◆ Your task: Transcribe the whole listing below without changing a word, but leave out every image.

◆ Dataset extract:

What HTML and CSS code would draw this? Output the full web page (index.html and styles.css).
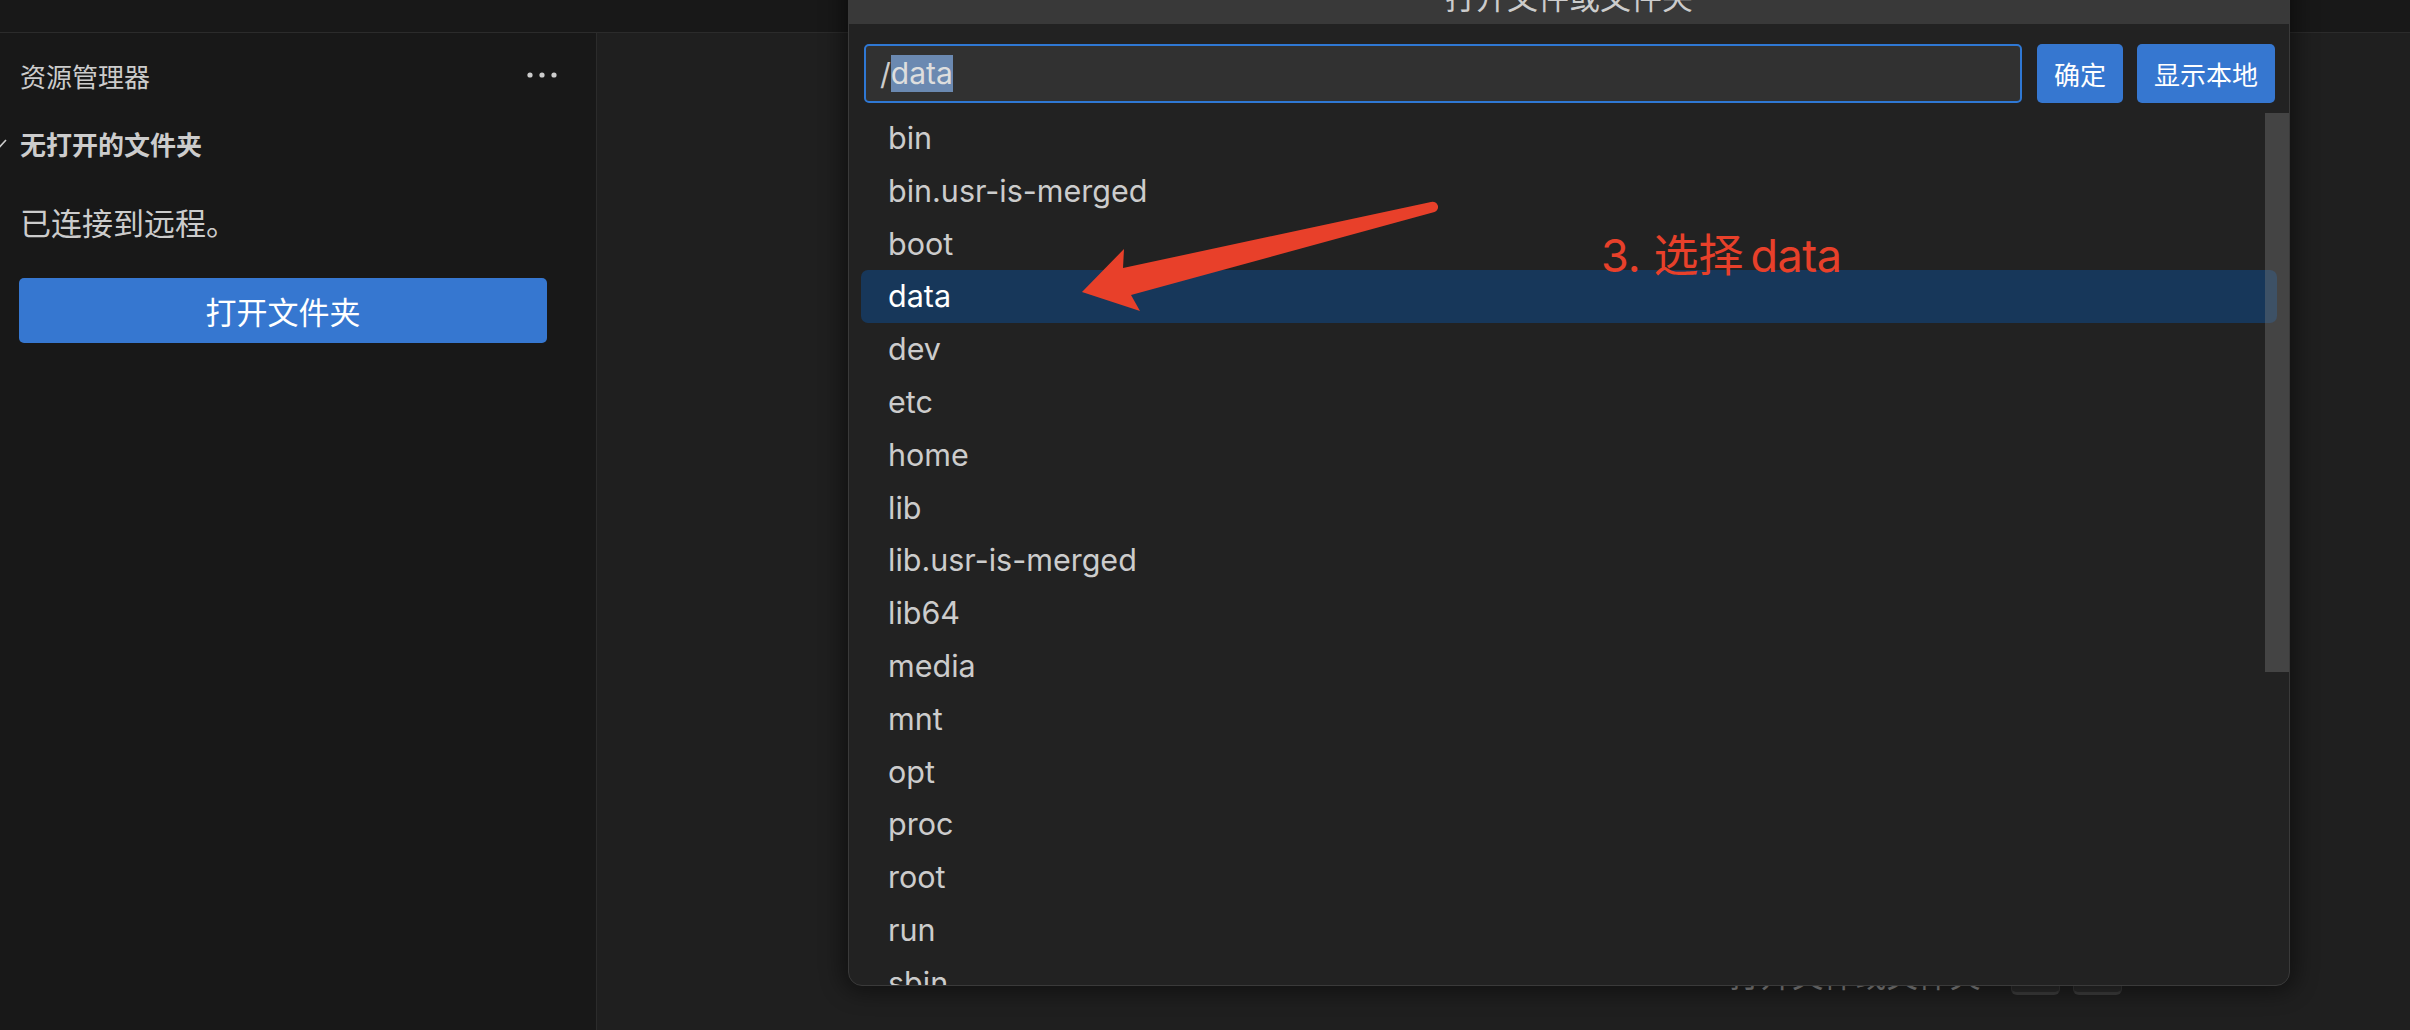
FILE: index.html
```html
<!DOCTYPE html>
<html lang="zh-CN">
<head>
<meta charset="utf-8">
<title>打开文件或文件夹</title>
<link rel="stylesheet" href="styles.css">
</head>
<body>
<div class="titlebar"></div>
<div class="main">
  <aside class="sidebar">
    <div class="sb-header">
      <span>资源管理器</span>
      <svg class="dots" width="32" height="8" viewBox="0 0 32 8"><circle cx="4" cy="4" r="2.6" fill="#cccccc"/><circle cx="16" cy="4" r="2.6" fill="#cccccc"/><circle cx="28" cy="4" r="2.6" fill="#cccccc"/></svg>
    </div>
    <div class="sb-section">
      <svg class="chev" width="14" height="10" viewBox="0 0 14 10"><path d="M1 2 L7 8.5 L13 2" fill="none" stroke="#cccccc" stroke-width="1.6"/></svg>
      <span>无打开的文件夹</span>
    </div>
    <p class="sb-msg">已连接到远程。</p>
    <button class="btn btn-wide">打开文件夹</button>
  </aside>
  <section class="editor">
    <div class="watermark">
      <span class="wm-label">打开文件或文件夹</span>
      <span class="wm-keys"><kbd>⌘</kbd><kbd>O</kbd></span>
    </div>
  </section>
</div>

<div class="dialog">
  <div class="dlg-title">打开文件或文件夹</div>
  <div class="dlg-body">
    <div class="dlg-inputrow">
      <div class="dlg-input">/<span class="sel">data</span></div>
      <button class="btn btn-small">确定</button>
      <button class="btn btn-small">显示本地</button>
    </div>
    <div class="dlg-list">
      <div class="row">bin</div>
      <div class="row">bin.usr-is-merged</div>
      <div class="row">boot</div>
      <div class="row selected">data</div>
      <div class="row">dev</div>
      <div class="row">etc</div>
      <div class="row">home</div>
      <div class="row">lib</div>
      <div class="row">lib.usr-is-merged</div>
      <div class="row">lib64</div>
      <div class="row">media</div>
      <div class="row">mnt</div>
      <div class="row">opt</div>
      <div class="row">proc</div>
      <div class="row">root</div>
      <div class="row">run</div>
      <div class="row">sbin</div>
      <div class="thumb"></div>
    </div>
  </div>
</div>

<svg class="arrow" width="2410" height="1030" viewBox="0 0 2410 1030">
  <path d="M1082 292 L1124 249 L1123 268 L1431 202 A5.2 5.2 0 0 1 1434.5 212 L1131 295 L1140 311 Z" fill="#e8402a"/>
</svg>
<div class="annot-text">3. 选择<span class="thin">data</span></div>
</body>
</html>
```

FILE: styles.css
```css
* { box-sizing: border-box; }
html, body {
  margin: 0;
  padding: 0;
  width: 2410px;
  height: 1030px;
  overflow: hidden;
  background: #1f1f1f;
  font-family: Inter, "Noto Sans CJK SC", sans-serif;
  color: #cccccc;
}
.titlebar {
  height: 33px;
  background: #181818;
  border-bottom: 1px solid #2b2b2b;
}
.main {
  display: flex;
  height: 997px;
}
.sidebar {
  width: 597px;
  flex: none;
  background: #181818;
  border-right: 1px solid #2b2b2b;
}
.sb-header {
  height: 84px;
  display: flex;
  align-items: center;
  justify-content: space-between;
  padding: 0 38px 0 20px;
  font-size: 26px;
  color: #cccccc;
}
.sb-section {
  height: 52px;
  display: flex;
  align-items: center;
  font-size: 26px;
  font-weight: 700;
  color: #cccccc;
}
.chev {
  margin-left: -7px;
  margin-right: 13px;
}
.sb-msg {
  margin: 33px 0 0 20px;
  font-size: 31px;
  line-height: 43px;
  color: #cccccc;
}
.btn {
  border: none;
  background: #3677d0;
  color: #ffffff;
  font-family: Inter, "Noto Sans CJK SC", sans-serif;
  border-radius: 5px;
  cursor: pointer;
}
.btn-wide {
  display: block;
  margin: 33px 0 0 19px;
  width: 528px;
  height: 65px;
  font-size: 31px;
}
.editor {
  flex: 1;
  padding: 923px 0 0 1132px;
}
.watermark {
  display: flex;
  align-items: center;
  gap: 30px;
  height: 40px;
  line-height: 40px;
  font-size: 31.5px;
  color: #858585;
}
.wm-keys {
  display: flex;
  gap: 13px;
}
.wm-keys kbd {
  display: inline-block;
  width: 49px;
  height: 38px;
  line-height: 36px;
  text-align: center;
  font-family: Inter, sans-serif;
  font-size: 22px;
  color: #9a9a9a;
  background: #2a2a2a;
  border: 1px solid #363636;
  border-bottom: 3px solid #3c3c3c;
  border-radius: 6px;
}

.dialog {
  position: absolute;
  left: 848px;
  top: -30px;
  width: 1442px;
  height: 1016px;
  background: #222222;
  border: 1px solid #3a3a3a;
  border-radius: 14px;
  overflow: hidden;
  box-shadow: 0 0 22px 6px rgba(0, 0, 0, 0.45);
  z-index: 2;
}
.dlg-title {
  height: 53px;
  line-height: 53px;
  text-align: center;
  background: #393939;
  font-size: 31px;
  color: #cccccc;
}
.dlg-body {
  padding: 20px 0 0 0;
}
.dlg-inputrow {
  display: flex;
  align-items: stretch;
  gap: 14px;
  height: 59px;
  padding: 0 14px 0 15px;
}
.dlg-input {
  flex: 1;
  display: flex;
  align-items: center;
  margin-right: 1px;
  padding-left: 14px;
  background: #313131;
  border: 2px solid #2f78d4;
  border-radius: 5px;
  font-size: 30px;
  color: #cccccc;
}
.sel {
  display: inline-block;
  line-height: 37px;
  background: #6b89b1;
  color: #dedede;
}
.btn-small {
  padding: 0 17px;
  font-size: 26px;
}
.dlg-list {
  position: relative;
  margin-top: 9px;
  padding: 0 12px;
}
.row {
  height: 52.8px;
  line-height: 52.8px;
  padding-left: 27px;
  font-size: 30.5px;
  color: #cccccc;
  border-radius: 7px;
  white-space: nowrap;
}
.row.selected {
  background: #17375a;
  color: #ffffff;
}
.thumb {
  position: absolute;
  right: 0;
  top: 1px;
  width: 24px;
  height: 559px;
  background: rgba(121, 121, 121, 0.4);
}
.arrow {
  position: absolute;
  left: 0;
  top: 0;
  z-index: 3;
  pointer-events: none;
}
.annot-text {
  position: absolute;
  left: 1601px;
  top: 233px;
  z-index: 3;
  font-size: 45px;
  line-height: 46px;
  color: #e8402a;
  white-space: nowrap;
}
.thin {
  margin-left: 7px;
  letter-spacing: -0.5px;
}
```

◆ Solution to this problem:
What HTML and CSS code would draw this? Output the full web page (index.html and styles.css).
FILE: index.html
```html
<!DOCTYPE html>
<html lang="zh-CN">
<head>
<meta charset="utf-8">
<title>打开文件或文件夹</title>
<link rel="stylesheet" href="styles.css">
</head>
<body>
<div class="titlebar"></div>
<div class="main">
  <aside class="sidebar">
    <div class="sb-header">
      <span>资源管理器</span>
      <svg class="dots" width="32" height="8" viewBox="0 0 32 8"><circle cx="4" cy="4" r="2.6" fill="#cccccc"/><circle cx="16" cy="4" r="2.6" fill="#cccccc"/><circle cx="28" cy="4" r="2.6" fill="#cccccc"/></svg>
    </div>
    <div class="sb-section">
      <svg class="chev" width="14" height="10" viewBox="0 0 14 10"><path d="M1 2 L7 8.5 L13 2" fill="none" stroke="#cccccc" stroke-width="1.6"/></svg>
      <span>无打开的文件夹</span>
    </div>
    <p class="sb-msg">已连接到远程。</p>
    <button class="btn btn-wide">打开文件夹</button>
  </aside>
  <section class="editor">
    <div class="watermark">
      <span class="wm-label">打开文件或文件夹</span>
      <span class="wm-keys"><kbd>⌘</kbd><kbd>O</kbd></span>
    </div>
  </section>
</div>

<div class="dialog">
  <div class="dlg-title">打开文件或文件夹</div>
  <div class="dlg-body">
    <div class="dlg-inputrow">
      <div class="dlg-input">/<span class="sel">data</span></div>
      <button class="btn btn-small">确定</button>
      <button class="btn btn-small">显示本地</button>
    </div>
    <div class="dlg-list">
      <div class="row">bin</div>
      <div class="row">bin.usr-is-merged</div>
      <div class="row">boot</div>
      <div class="row selected">data</div>
      <div class="row">dev</div>
      <div class="row">etc</div>
      <div class="row">home</div>
      <div class="row">lib</div>
      <div class="row">lib.usr-is-merged</div>
      <div class="row">lib64</div>
      <div class="row">media</div>
      <div class="row">mnt</div>
      <div class="row">opt</div>
      <div class="row">proc</div>
      <div class="row">root</div>
      <div class="row">run</div>
      <div class="row">sbin</div>
      <div class="thumb"></div>
    </div>
  </div>
</div>

<svg class="arrow" width="2410" height="1030" viewBox="0 0 2410 1030">
  <path d="M1082 292 L1124 249 L1123 268 L1431 202 A5.2 5.2 0 0 1 1434.5 212 L1131 295 L1140 311 Z" fill="#e8402a"/>
</svg>
<div class="annot-text">3. 选择<span class="thin">data</span></div>
</body>
</html>
```

FILE: styles.css
```css
* { box-sizing: border-box; }
html, body {
  margin: 0;
  padding: 0;
  width: 2410px;
  height: 1030px;
  overflow: hidden;
  background: #1f1f1f;
  font-family: Inter, "Noto Sans CJK SC", sans-serif;
  color: #cccccc;
}
.titlebar {
  height: 33px;
  background: #181818;
  border-bottom: 1px solid #2b2b2b;
}
.main {
  display: flex;
  height: 997px;
}
.sidebar {
  width: 597px;
  flex: none;
  background: #181818;
  border-right: 1px solid #2b2b2b;
}
.sb-header {
  height: 84px;
  display: flex;
  align-items: center;
  justify-content: space-between;
  padding: 0 38px 0 20px;
  font-size: 26px;
  color: #cccccc;
}
.sb-section {
  height: 52px;
  display: flex;
  align-items: center;
  font-size: 26px;
  font-weight: 700;
  color: #cccccc;
}
.chev {
  margin-left: -7px;
  margin-right: 13px;
}
.sb-msg {
  margin: 33px 0 0 20px;
  font-size: 31px;
  line-height: 43px;
  color: #cccccc;
}
.btn {
  border: none;
  background: #3677d0;
  color: #ffffff;
  font-family: Inter, "Noto Sans CJK SC", sans-serif;
  border-radius: 5px;
  cursor: pointer;
}
.btn-wide {
  display: block;
  margin: 33px 0 0 19px;
  width: 528px;
  height: 65px;
  font-size: 31px;
}
.editor {
  flex: 1;
  padding: 923px 0 0 1132px;
}
.watermark {
  display: flex;
  align-items: center;
  gap: 30px;
  height: 40px;
  line-height: 40px;
  font-size: 31.5px;
  color: #858585;
}
.wm-keys {
  display: flex;
  gap: 13px;
}
.wm-keys kbd {
  display: inline-block;
  width: 49px;
  height: 38px;
  line-height: 36px;
  text-align: center;
  font-family: Inter, sans-serif;
  font-size: 22px;
  color: #9a9a9a;
  background: #2a2a2a;
  border: 1px solid #363636;
  border-bottom: 3px solid #3c3c3c;
  border-radius: 6px;
}

.dialog {
  position: absolute;
  left: 848px;
  top: -30px;
  width: 1442px;
  height: 1016px;
  background: #222222;
  border: 1px solid #3a3a3a;
  border-radius: 14px;
  overflow: hidden;
  box-shadow: 0 0 22px 6px rgba(0, 0, 0, 0.45);
  z-index: 2;
}
.dlg-title {
  height: 53px;
  line-height: 53px;
  text-align: center;
  background: #393939;
  font-size: 31px;
  color: #cccccc;
}
.dlg-body {
  padding: 20px 0 0 0;
}
.dlg-inputrow {
  display: flex;
  align-items: stretch;
  gap: 14px;
  height: 59px;
  padding: 0 14px 0 15px;
}
.dlg-input {
  flex: 1;
  display: flex;
  align-items: center;
  margin-right: 1px;
  padding-left: 14px;
  background: #313131;
  border: 2px solid #2f78d4;
  border-radius: 5px;
  font-size: 30px;
  color: #cccccc;
}
.sel {
  display: inline-block;
  line-height: 37px;
  background: #6b89b1;
  color: #dedede;
}
.btn-small {
  padding: 0 17px;
  font-size: 26px;
}
.dlg-list {
  position: relative;
  margin-top: 9px;
  padding: 0 12px;
}
.row {
  height: 52.8px;
  line-height: 52.8px;
  padding-left: 27px;
  font-size: 30.5px;
  color: #cccccc;
  border-radius: 7px;
  white-space: nowrap;
}
.row.selected {
  background: #17375a;
  color: #ffffff;
}
.thumb {
  position: absolute;
  right: 0;
  top: 1px;
  width: 24px;
  height: 559px;
  background: rgba(121, 121, 121, 0.4);
}
.arrow {
  position: absolute;
  left: 0;
  top: 0;
  z-index: 3;
  pointer-events: none;
}
.annot-text {
  position: absolute;
  left: 1601px;
  top: 233px;
  z-index: 3;
  font-size: 45px;
  line-height: 46px;
  color: #e8402a;
  white-space: nowrap;
}
.thin {
  margin-left: 7px;
  letter-spacing: -0.5px;
}
```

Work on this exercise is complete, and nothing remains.